EPFO consultant suggests putting money in Pvt debt instruments

Reeling under a severe resource crunch, the Employees Provident Fund Organisation is contemplating putting money in private debt instruments to generate revenue and setting up an investment department as recommended by a consultant.

New Delhi, Aug 16: Reeling under a severe resource
crunch, the Employees Provident Fund Organisation is
contemplating putting money in private debt instruments to
generate revenue and setting up an investment department as
recommended by a consultant.

The recommendations by mercer human resource consulting
also include removal of existing limits prescribed in case of
public sector undertaking/public sector financial institutions
securities and removal of mandatory requirement in state
government securities to increase flexibility.
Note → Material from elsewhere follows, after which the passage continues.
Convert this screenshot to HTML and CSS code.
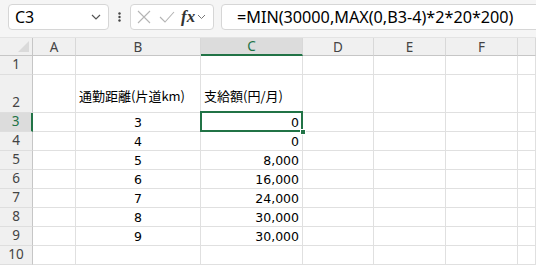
FILE: index.html
```html
<!DOCTYPE html>
<html lang="ja">
<head>
    <meta charset="UTF-8">
    <title>Sheet1</title>
    <link rel="stylesheet" href="styles.css">
</head>
<body>
    <div class="formula-bar">
        <div class="name-box">
            <span>C3</span>
            <svg width="10" height="6" viewBox="0 0 10 6"><path d="M1 1 L5 5 L9 1" fill="none" stroke="#555" stroke-width="1.2"/></svg>
        </div>
        <div class="bar-dots">
            <svg width="3" height="10" viewBox="0 0 3 10"><circle cx="1.5" cy="1.5" r="1.2" fill="#444"/><circle cx="1.5" cy="5" r="1.2" fill="#444"/><circle cx="1.5" cy="8.5" r="1.2" fill="#444"/></svg>
        </div>
        <div class="fx-box">
            <svg class="icon-x" width="14" height="14" viewBox="0 0 14 14"><path d="M1 1 L13 13 M13 1 L1 13" stroke="#b4b4b4" stroke-width="1.1" fill="none"/></svg>
            <svg class="icon-check" width="16" height="12" viewBox="0 0 16 12"><path d="M1 6 L6 11 L15 1" stroke="#b4b4b4" stroke-width="1.1" fill="none"/></svg>
            <span class="fx">fx</span>
            <svg width="9" height="6" viewBox="0 0 9 6"><path d="M1 1 L4.5 4.5 L8 1" fill="none" stroke="#777" stroke-width="1"/></svg>
        </div>
        <div class="formula-input">=MIN(30000,MAX(0,B3-4)*2*20*200)</div>
    </div>

    <div class="sheet">
        <div class="corner"><span class="corner-tri"></span></div>
        <div class="col-head">A</div>
        <div class="col-head">B</div>
        <div class="col-head active">C</div>
        <div class="col-head">D</div>
        <div class="col-head">E</div>
        <div class="col-head">F</div>
        <div class="col-head"></div>

        <div class="row-head">1</div>
        <div class="cell"></div><div class="cell"></div><div class="cell"></div><div class="cell"></div><div class="cell"></div><div class="cell"></div><div class="cell"></div>

        <div class="row-head tall">2</div>
        <div class="cell tall"></div>
        <div class="cell tall text">通勤距離(片道km)</div>
        <div class="cell tall text">支給額(円/月)</div>
        <div class="cell tall"></div><div class="cell tall"></div><div class="cell tall"></div><div class="cell tall"></div>

        <div class="row-head active">3</div>
        <div class="cell"></div>
        <div class="cell center">3</div>
        <div class="cell num selected">0<span class="fill-handle"></span></div>
        <div class="cell"></div><div class="cell"></div><div class="cell"></div><div class="cell"></div>

        <div class="row-head">4</div>
        <div class="cell"></div>
        <div class="cell center">4</div>
        <div class="cell num">0</div>
        <div class="cell"></div><div class="cell"></div><div class="cell"></div><div class="cell"></div>

        <div class="row-head">5</div>
        <div class="cell"></div>
        <div class="cell center">5</div>
        <div class="cell num">8,000</div>
        <div class="cell"></div><div class="cell"></div><div class="cell"></div><div class="cell"></div>

        <div class="row-head">6</div>
        <div class="cell"></div>
        <div class="cell center">6</div>
        <div class="cell num">16,000</div>
        <div class="cell"></div><div class="cell"></div><div class="cell"></div><div class="cell"></div>

        <div class="row-head">7</div>
        <div class="cell"></div>
        <div class="cell center">7</div>
        <div class="cell num">24,000</div>
        <div class="cell"></div><div class="cell"></div><div class="cell"></div><div class="cell"></div>

        <div class="row-head">8</div>
        <div class="cell"></div>
        <div class="cell center">8</div>
        <div class="cell num">30,000</div>
        <div class="cell"></div><div class="cell"></div><div class="cell"></div><div class="cell"></div>

        <div class="row-head">9</div>
        <div class="cell"></div>
        <div class="cell center">9</div>
        <div class="cell num">30,000</div>
        <div class="cell"></div><div class="cell"></div><div class="cell"></div><div class="cell"></div>

        <div class="row-head">10</div>
        <div class="cell"></div><div class="cell"></div><div class="cell"></div><div class="cell"></div><div class="cell"></div><div class="cell"></div><div class="cell"></div>
    </div>
</body>
</html>
```

FILE: styles.css
```css
/* Base */
* {
    box-sizing: border-box;
}

body {
    margin: 0;
    width: 536px;
    height: 266px;
    overflow: hidden;
    background-color: #ffffff;
    font-family: "Noto Sans", "Noto Sans CJK JP", sans-serif;
    color: #000;
}

/* Formula bar */
.formula-bar {
    display: flex;
    align-items: center;
    height: 38px;
    padding: 0 0 4px 8px;
    background-color: #f5f5f5;
    border-bottom: 1px solid #e3e3e3;
}

.name-box {
    display: flex;
    align-items: center;
    justify-content: space-between;
    width: 101px;
    height: 26px;
    padding: 0 7px 0 6px;
    background-color: #fff;
    border: 1px solid #d6d6d6;
    border-radius: 4px;
    font-size: 16px;
}

.bar-dots {
    display: flex;
    justify-content: center;
    width: 21px;
}

.fx-box {
    display: flex;
    align-items: center;
    width: 84px;
    height: 26px;
    padding-left: 6px;
    background-color: #fff;
    border: 1px solid #d6d6d6;
    border-radius: 4px;
}

.icon-x {
    margin-right: 8px;
}

.icon-check {
    margin-right: 6px;
}

.fx {
    font-family: "Liberation Serif", serif;
    font-style: italic;
    font-weight: bold;
    font-size: 17px;
    color: #333;
    margin-right: 2px;
}

.formula-input {
    flex: 1;
    height: 26px;
    margin-left: 7px;
    margin-right: -12px;
    padding-left: 15px;
    line-height: 24px;
    background-color: #fff;
    border: 1px solid #d6d6d6;
    border-radius: 4px;
    font-size: 16.2px;
    white-space: nowrap;
}

/* Sheet grid */
.sheet {
    display: grid;
    grid-template-columns: 33px 43px 125px 102px 71px 72px 72px 18px;
    grid-template-rows: 18px 19px 38px repeat(8, 19px);
    font-size: 13px;
}

.corner {
    position: relative;
    background-color: #f0f0f0;
    border-right: 1px solid #c6c6c6;
    border-bottom: 1px solid #c6c6c6;
}

.corner-tri {
    position: absolute;
    right: 3px;
    bottom: 3px;
    width: 0;
    height: 0;
    border-left: 11px solid transparent;
    border-bottom: 11px solid #dadada;
}

.col-head {
    display: flex;
    align-items: center;
    justify-content: center;
    background-color: #f0f0f0;
    border-right: 1px solid #d8d8d8;
    border-bottom: 1px solid #c6c6c6;
    color: #444;
    font-size: 13.5px;
}

.col-head.active {
    background-color: #dcdcdc;
    border-bottom: 2px solid #217346;
    color: #217346;
}

.row-head {
    display: flex;
    align-items: flex-end;
    justify-content: center;
    padding-bottom: 1px;
    background-color: #f0f0f0;
    border-right: 1px solid #c6c6c6;
    border-bottom: 1px solid #dedede;
    color: #444;
    font-size: 13.5px;
}

.row-head.active {
    background-color: #dcdcdc;
    border-right: 2px solid #217346;
    color: #217346;
}

.cell {
    position: relative;
    display: flex;
    align-items: flex-end;
    padding: 0 3px 1px;
    border-right: 1px solid #e0e0e0;
    border-bottom: 1px solid #e0e0e0;
    white-space: nowrap;
}

.cell.text {
    font-family: "Noto Sans CJK JP", sans-serif;
    padding-bottom: 7px;
}

.cell.center {
    justify-content: center;
    font-family: "DejaVu Sans", sans-serif;
    font-size: 12.5px;
}

.cell.num {
    justify-content: flex-end;
    font-family: "DejaVu Sans", sans-serif;
    font-size: 12.5px;
}

.cell.selected::after {
    content: "";
    position: absolute;
    top: -2px;
    left: -1px;
    right: -1px;
    bottom: -1px;
    border: 2px solid #217346;
}

.fill-handle {
    position: absolute;
    right: -4px;
    bottom: -4px;
    width: 6px;
    height: 6px;
    background-color: #217346;
    border: 1px solid #fff;
    z-index: 1;
}
```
Sources in the labour ministry said the consultant has
also suggested increasing the maximum maturity for deposits
with public sector banks from one year to three years and
permitting active management of portfolio through trading.

It also recommended appointment of two or more external
portfolio managers in the event of active management of
portfolio.

They said the total investment made by the EPFO in
2005-06 was Rs 20,648.58 crore, while the total return
earned stood at Rs 12,936.16 crore.

The sources also said Rs 877.76 crore was lying unclaimed
in the EPFO as on March 31, 2005.

The total corpus of the EPFO as on March 31 this year was
Rs 1,66,106.48 crore.

After paying 8.5 per cent interest to nearly four crore
subscribers during the current year, EPFO will be left with a
deficit of Rs 340 crore.

The Finance Ministry had prescribed the revised
investment pattern for EPFO to allow up to 5 per cent
portfolio investments in equities and 10 per cent in private
sector bonds and/or equity-linked mutual funds.

However, EPFO`s finance committee had turned down the
ministry`s proposal of investing EPF funds in equities.

Instead, they had proposed that EPF money be invested in
national savings schemes and post office term deposits.

The Finance Ministry, however, rejected EPFO`s views. It
pointed out that government was proposing to close down the
SDS scheme as investments here had fallen from 85 per cent to
less than 60 per cent. In 1975, the interest rate paid under
SDS scheme was 12 per cent and has now dropped to less than 8
per cent.

However, trade union members of EPFO have been opposing
Finance Ministry`s proposal all along. They contend that
government cannot afford to gamble with the hard earned
savings of employees by investing their money in high risk
areas.

They have been insisting that government should raise
interest paid for investment in its special deposit scheme,
where most of the PF money is parked.